No, the card is much longer than the 7101A and the fan was mostly exposed to free space. The card also ran on reduced voltage and never ran hot that I’m aware of.
It just gave up the ghost on a reboot surge I think.
I am a little concerned about the new card next to the 7101A however. It will definitely block the rear fan space.
How can I test for heat issue with that card once installed.
The easiest way of course still testing the card in Windows.
The PULSE also come with a way too high voltage. My card default to run at 1.15V and can be downvolt to 1.00V but still fully stable.
However, downvolt the PULSE ROM is not as easy as downvolt the 7970’s ROM. It will be really hard to fix a voltage, but much easier to mod the pointer to get a lower voltage, and then find the highest possible clock speed to for that voltage.
I have no time to make detail test yet, but I can easily find a pointer which make the card run at ~0.96V (but unstable at default 1366MHz). And I quickly test if the card can run stably at 1300MHz, it can. Then I mod the VBIOS to run with that voltage pointer and 1300MHz now.
I am sure I can push up the clock a bit more, 1300MHz is just randomly picked, but I have no interest to spend another 1-2 hours just to let the card run another 2-3% faster. In fact, quick test shows the card deliver similar performance as default setting in 10.13.6 (but about 1% slower in 10.14 beta).
After downvolt, the card draw about 20% less power, and run cooler with lower fan noise. Before undervolt, the card can go above 80C with 60% fan speed in a Unigine Valley test loop (the fan speed is defaulted to lock at 60% until really high temperature by the VBIOS for noise reduction). But after undervolt, the card can just touch 75C (default target temperature) at ~40% fan speed. Quite a big difference.

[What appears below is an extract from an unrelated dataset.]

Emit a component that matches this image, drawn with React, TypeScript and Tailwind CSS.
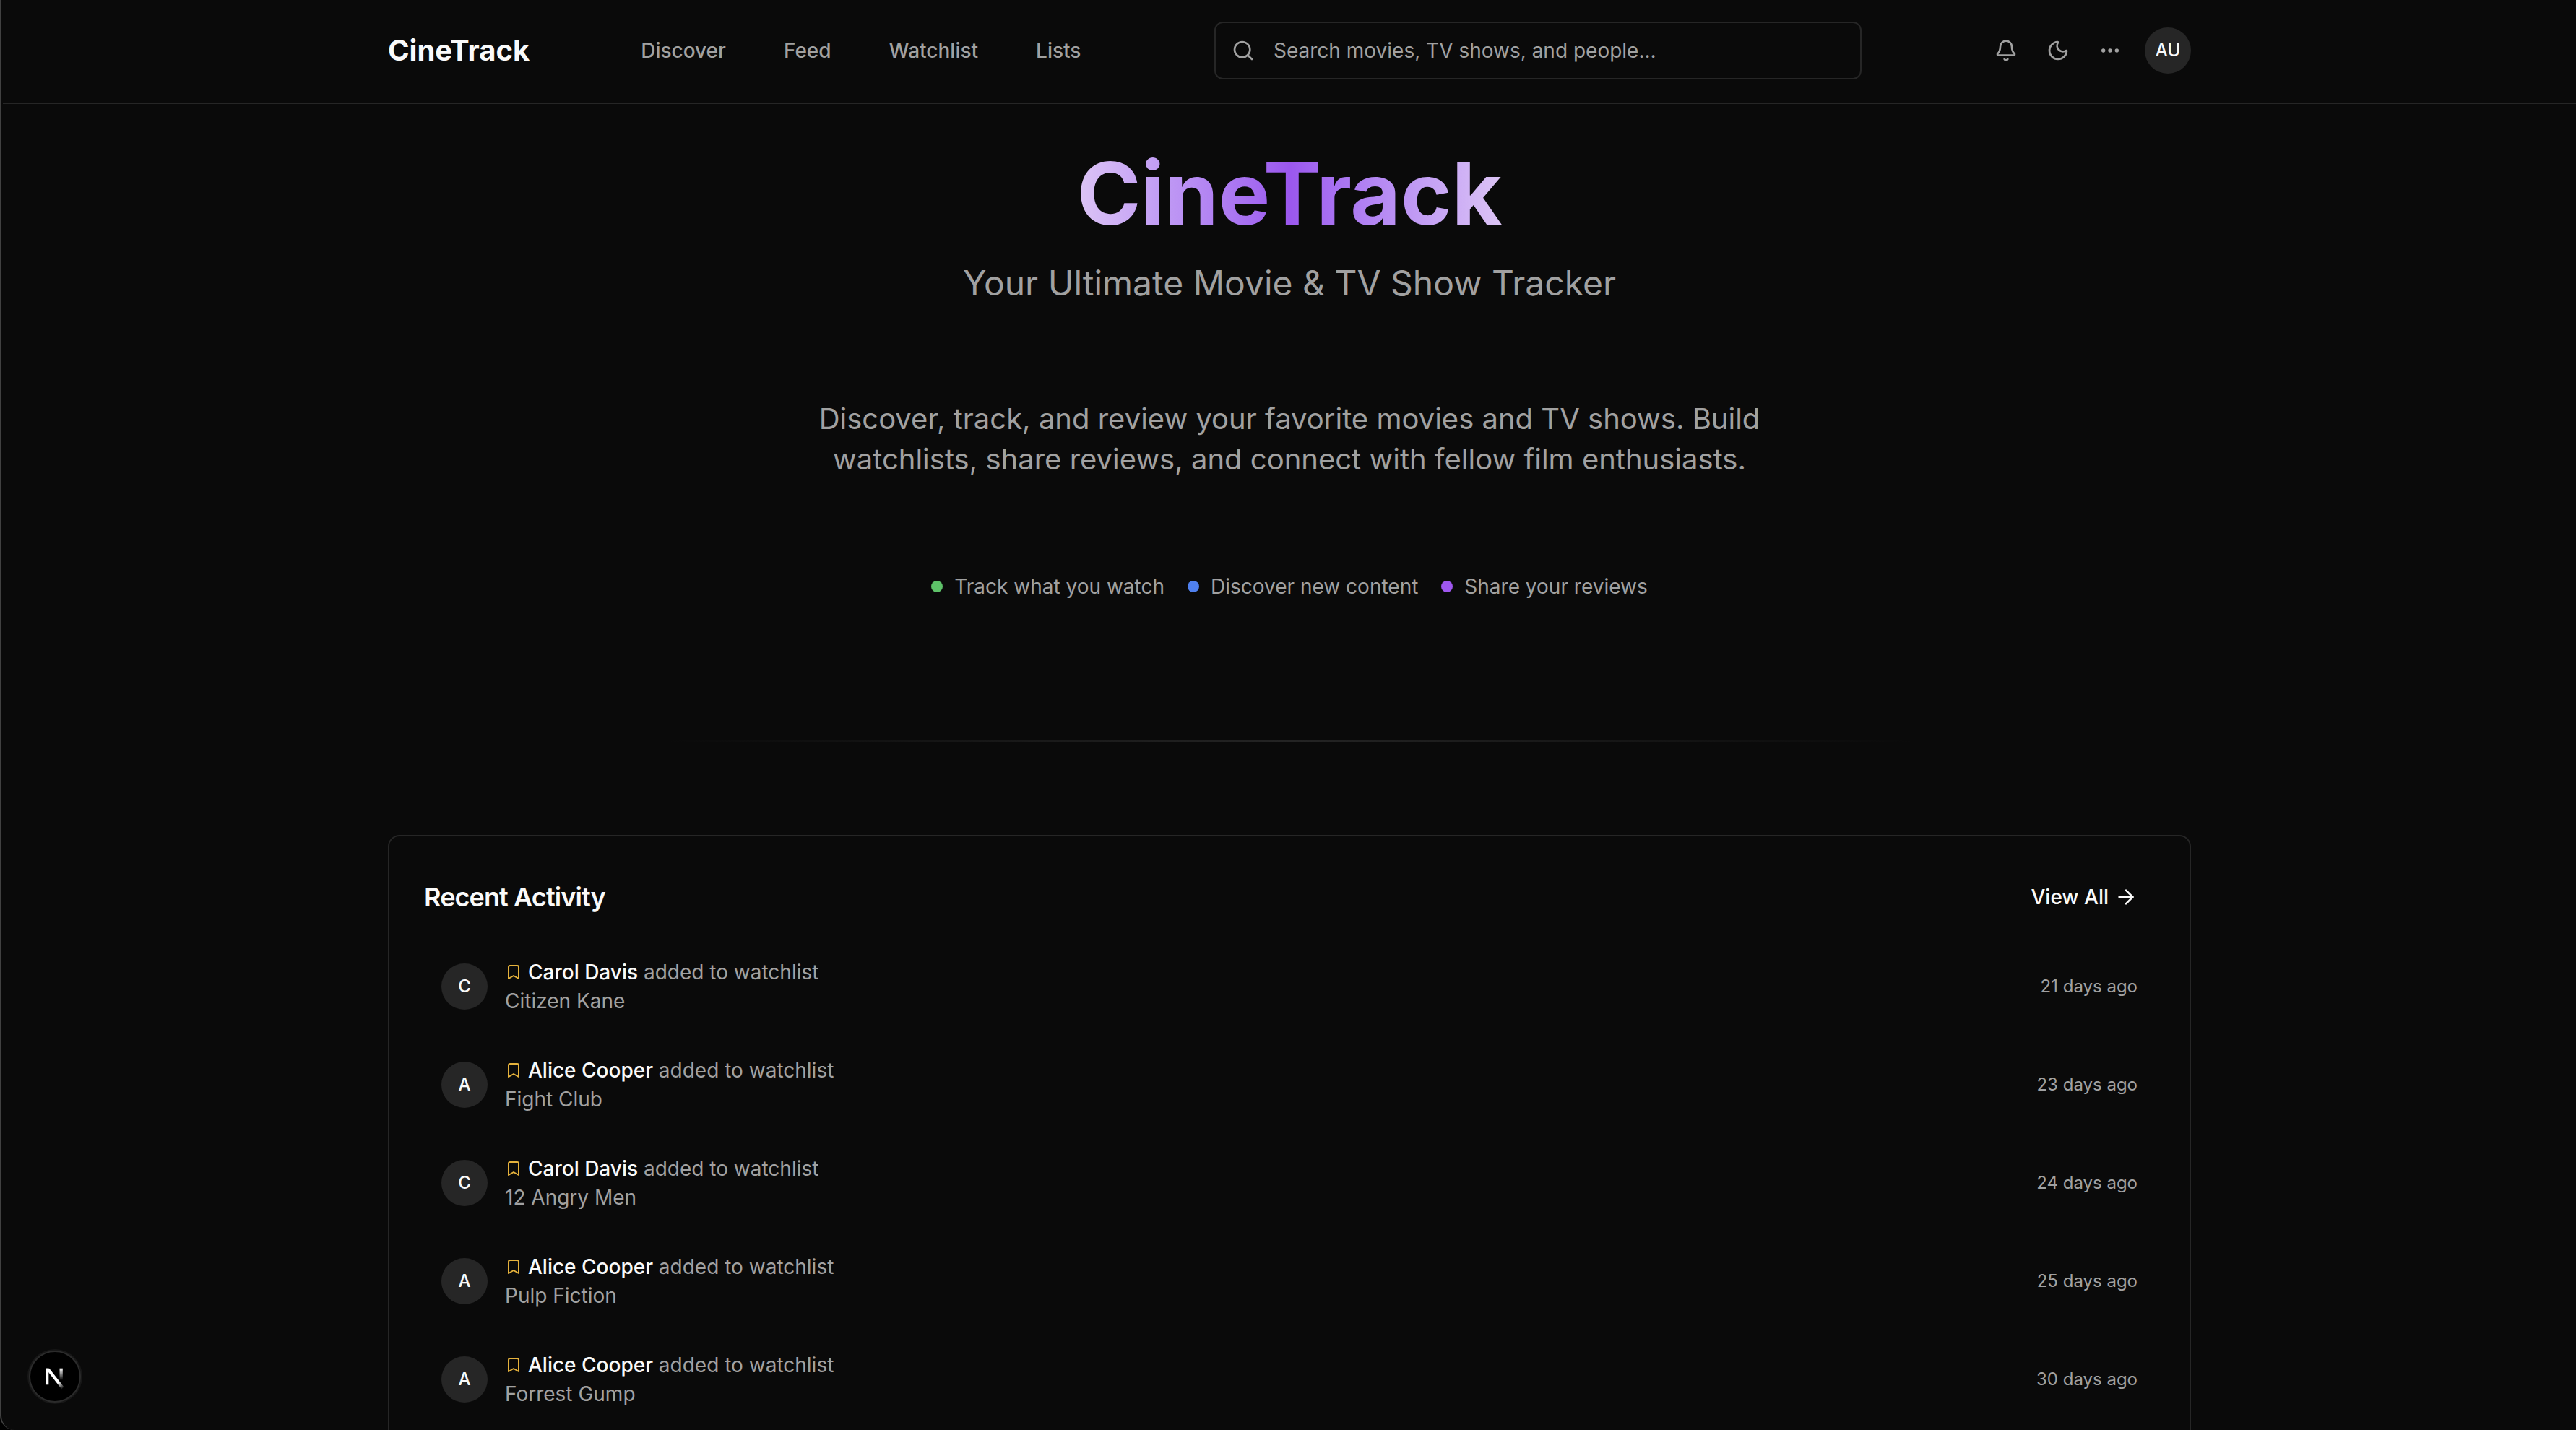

I can post the “how to” if you interested in that. There is another way just posted by another member about how to perform the soft mod via kext edit, but I am not 100% sure how to do that yet, I only know the “hard” way by modding the VBIOS.
Anyway, you can use terminal command to monitor the RX580 in MacOS. I’ve compared those number with the figure in Windows, they are reliable.